Sin embargo, si bien ciertas críticas son comprensibles desde una óptica de izquierdas, otras no lo son tanto. Esgrimir la soberanía estatal para evitar la investigación de vulneraciones de derechos humanos es un error político de gran envergadura. Mal que nos pese, los estados necesitan de un organismo externo e independiente capaz de monitorear los avances y retrocesos en materia de derechos humanos en la región. El marco de sus actuaciones puede ser la OEA u otro foro regional que genere más consenso, pero hasta el momento el instrumento que garantiza los derechos en el continente es la Carta Americana de Derechos Humanos. La propuesta de implementación de un nuevo mecanismo latinoamericano de protección de los derechos humanos no ha llegado a ver la luz.

En la actualidad, una reducción drástica de las aportaciones de los estados conlleva el desmantelamiento de gran parte de la CIDH, recortando el 40% de su plantilla. Financiar un ojo crítico a los gobiernos y apostar por los derechos humanos debería ser una premisa básica para cualquier estado democrático. La campaña #CIDHencrisis denuncia la situación crítica en que se encuentra actualmente este sistema.

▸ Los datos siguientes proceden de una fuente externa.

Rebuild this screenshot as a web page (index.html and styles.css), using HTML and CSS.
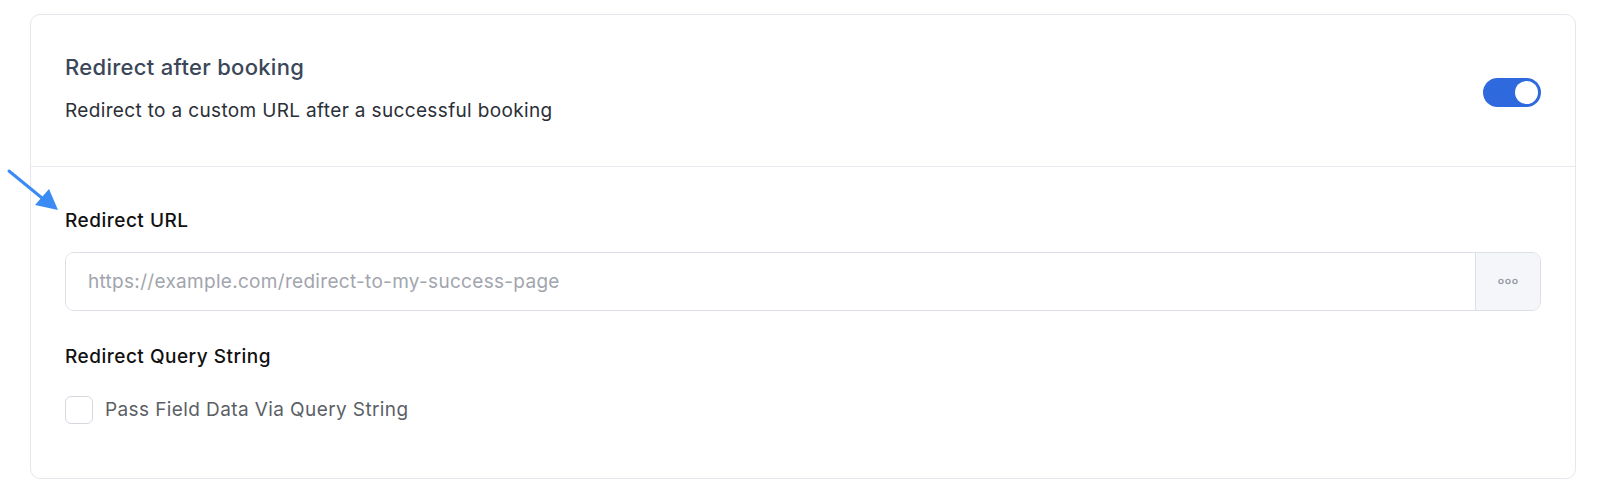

Desde las organizaciones de derechos humanos se reivindica el rol de la CIDH y la necesidad de un sistema que vele por evitar y denunciar los abusos de los gobiernos. Las pugnas políticas no deberían debilitar a la CIDH sin una propuesta alternativa. Se trata sin duda una mala noticia para los defensores de derechos humanos de América Latina y la ciudadanía en su conjunto, que quedará desamparada ante el mal funcionamiento de las jurisdicciones nacionales y las vulneraciones por parte de los estados, desgraciadamente numerosas a día de hoy.